A package to make NLP fast and easy for beginners.
- Efficient text prediction
- Text pairing, equivalent to that of NLTK's n-gram.
- Syllable Identification
- Find frequencies of words in given text
- Find matching words in two arrays
I still have a lot of plans for this package, for that reason, there would be a lot of frequent updates in the near future. The updates would include optimizations & more functions, so stay tuned.
pip install subclip
First import the program using:
import subclip
A function that predicts the next x number of words based on the given string and phrase
The function's parameters are:
predict(string, phrase, n=0, case_insensitive=False)
- String: Main text
- Phrase: The key phrase (prompt). The function would try to predict what would come after the given phrase.
- n: The number of words it would return. It's automomatically set to 0, which would return all predictions regardless of their corresponding word counts.
- case_insensitive: Set this to
True
if you want to.
So, let's try to use this.
string="I am a string. I am also a human being, but most importantly, I am a string."
print(predict(string, "I am", n=1))
This would output
{'a': 2, 'also': 1}
But, if you change the n
value,
print(predict(string, "I am", n=2))
It would output
{'a string.': 2, 'also a': 1}
This function splits a string into pairs of strings.
pair(string, n)
- string is the string you're trying to split into pairs
- n stands for the number of strings in each pair. (Equivalent to that of the
n
value in n-gram)
Let's set our string to:
string="Sometimes, I just go out and eat sand. I don't know why"
Don't ask. Let's turn this into pairs of 2:
print(pair(string, 2))
Which outputs
[['Sometimes,', 'I'], ['I', 'just'], ['just', 'go'], ['go', 'out'], ['out', 'and'], ['and', 'eat'], ['eat', 'sand.'], ['sand.', 'I'], ['I', "don't"], ["don't", 'know'], ['know', 'why']]
subclip.syllables("carbonmonoxide")
This outputs:
car-bon-mon-ox-ide
But take note that this only works with lowercase strings.
The function's parameters are:
countwords(string, case_insensitive=False)
Change that to True
if you want it to be case-insensitive.
Get yourself a nice string
string = "Sometimes I wonder, 'Am I stupid?' then I realize, yeah. yeah, I am stupid."

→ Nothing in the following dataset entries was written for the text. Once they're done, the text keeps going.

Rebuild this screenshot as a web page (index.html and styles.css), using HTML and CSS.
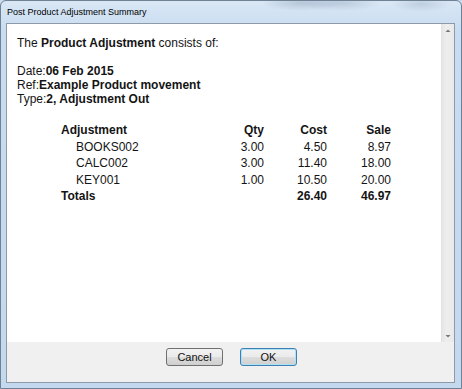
FILE: index.html
```html
<!DOCTYPE html>
<html>
<head>
<meta charset="utf-8">
<link rel="stylesheet" href="styles.css">
</head>
<body>
<div class="window">
  <div class="titlebar">Post Product Adjustment Summary</div>
  <div class="client">
    <div class="panel">
      <div class="content">
        <p class="intro">The <b>Product Adjustment</b> consists of:</p>
        <div class="meta">
          <div>Date:<b>06 Feb 2015</b></div>
          <div>Ref:<b>Example Product movement</b></div>
          <div>Type:<b>2, Adjustment Out</b></div>
        </div>
        <div class="table">
          <div class="th">Adjustment</div><div class="th num">Qty</div><div class="th num">Cost</div><div class="th num">Sale</div>
          <div class="item">BOOKS002</div><div class="num">3.00</div><div class="num">4.50</div><div class="num">8.97</div>
          <div class="item">CALC002</div><div class="num">3.00</div><div class="num">11.40</div><div class="num">18.00</div>
          <div class="item">KEY001</div><div class="num">1.00</div><div class="num">10.50</div><div class="num">20.00</div>
          <div class="th">Totals</div><div class="num"></div><div class="th num">26.40</div><div class="th num">46.97</div>
        </div>
      </div>
      <div class="scrollbar">
        <svg class="arrow" width="12" height="12" viewBox="0 0 12 12"><path d="M3.5 8 L6 5.5 L8.5 8 Z" fill="#777"/></svg>
        <svg class="arrow" width="12" height="12" viewBox="0 0 12 12"><path d="M3.5 5 L6 7.5 L8.5 5 Z" fill="#777"/></svg>
      </div>
    </div>
    <div class="buttons">
      <button class="btn">Cancel</button>
      <button class="btn default">OK</button>
    </div>
  </div>
</div>
</body>
</html>
```
FILE: styles.css
```css
html, body {
  margin: 0;
  padding: 0;
  width: 462px;
  height: 389px;
  overflow: hidden;
  background: #c9dcf0;
}
.window {
  box-sizing: border-box;
  width: 462px;
  height: 389px;
  border: 1px solid #6f8194;
  border-radius: 6px 6px 0 0;
  background:
    radial-gradient(ellipse 40px 8px at 300px 2px, rgba(120,140,165,0.35), transparent),
    radial-gradient(ellipse 40px 8px at 340px 2px, rgba(120,140,165,0.3), transparent),
    radial-gradient(ellipse 30px 8px at 420px 3px, rgba(120,140,165,0.25), transparent),
    linear-gradient(to bottom, #d9e7f5 0px, #c9dcf1 30px, #c4d8ee 389px);
  display: flex;
  flex-direction: column;
  padding: 0 6px 5px 5px;
}
.titlebar {
  height: 22px;
  flex: none;
  font-family: "Liberation Sans", Arial, sans-serif;
  font-size: 9px;
  line-height: 22px;
  color: #000;
  padding-left: 1px;
}
.client {
  flex: 1;
  display: flex;
  flex-direction: column;
  border: 1px solid #8e9aa8;
  background: #f0f0f0;
  min-height: 0;
}
.panel {
  flex: 1;
  display: flex;
  background: #fff;
  min-height: 0;
}
.content {
  flex: 1;
  padding: 12px 0 0 10px;
  font-family: "Liberation Sans", Arial, sans-serif;
  font-size: 12px;
  color: #141414;
}
.intro {
  margin: 0;
  line-height: 14px;
}
.meta {
  margin-top: 14px;
  line-height: 14px;
}
.table {
  margin: 16px 0 0 44px;
  display: grid;
  grid-template-columns: 153px 50px 63px 64px;
  line-height: 16.6px;
}
.th { font-weight: bold; }
.item { padding-left: 15px; }
.num { text-align: right; }
.scrollbar {
  width: 12px;
  flex: none;
  background: linear-gradient(to right, #e6e6e6, #eeeeee 40%, #e9e9e9);
  border-left: 1px solid #e2e2e2;
  display: flex;
  flex-direction: column;
  justify-content: space-between;
}
.arrow { display: block; }
.buttons {
  height: 40px;
  flex: none;
  display: flex;
  justify-content: center;
  align-items: flex-start;
  gap: 17px;
  padding-top: 6px;
  padding-left: 2px;
  box-sizing: border-box;
}
.btn {
  width: 57px;
  height: 18px;
  box-sizing: border-box;
  border: 1px solid #707070;
  border-radius: 3px;
  background: linear-gradient(to bottom, #f2f2f2 0%, #ebebeb 50%, #dddddd 51%, #cfcfcf 100%);
  font-family: "Liberation Sans", Arial, sans-serif;
  font-size: 11px;
  color: #111;
  padding: 0;
  line-height: 16px;
}
.btn.default {
  border-color: #3c7fb1;
  box-shadow: inset 0 0 0 1px #aee1f8;
}
```
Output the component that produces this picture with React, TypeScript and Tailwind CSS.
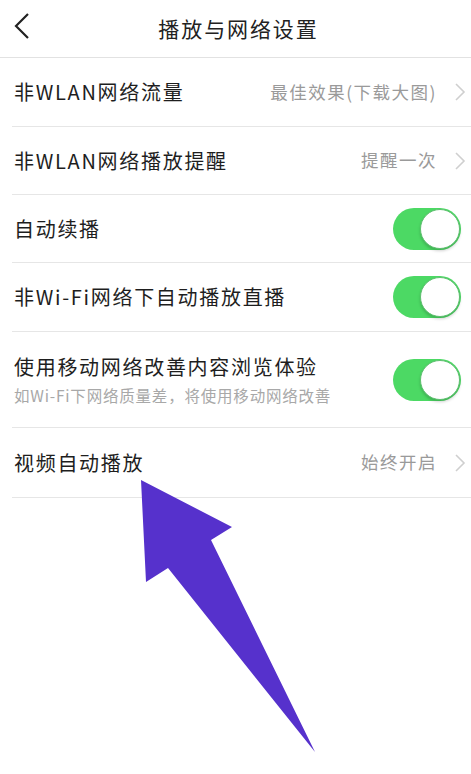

Then put it in the function:
x = subclip.countwords(string)
print(x)
It should print:
{'I': 4, 'Sometimes': 1, 'wonder,': 1, "'Am": 1, "stupid?'": 1, 'then': 1, 'realize,': 1, 'yeah.': 1, 'yeah,': 1, 'am': 1, 'stupid.': 1}
A function that finds & counts matching words in two strings
So in this case, our strings are:
string1, string2 = "God, I love drawing, drawing is my favourite thing to do", "God, I hate drawing, drawing is my least favourite thing to do"
If we run this through matchingwords, we would get:
{'God,': 1, 'I': 1, 'drawing,': 1, 'drawing': 1, 'is': 1, 'my': 1, 'favourite': 1, 'thing': 1, 'to': 1, 'do': 1}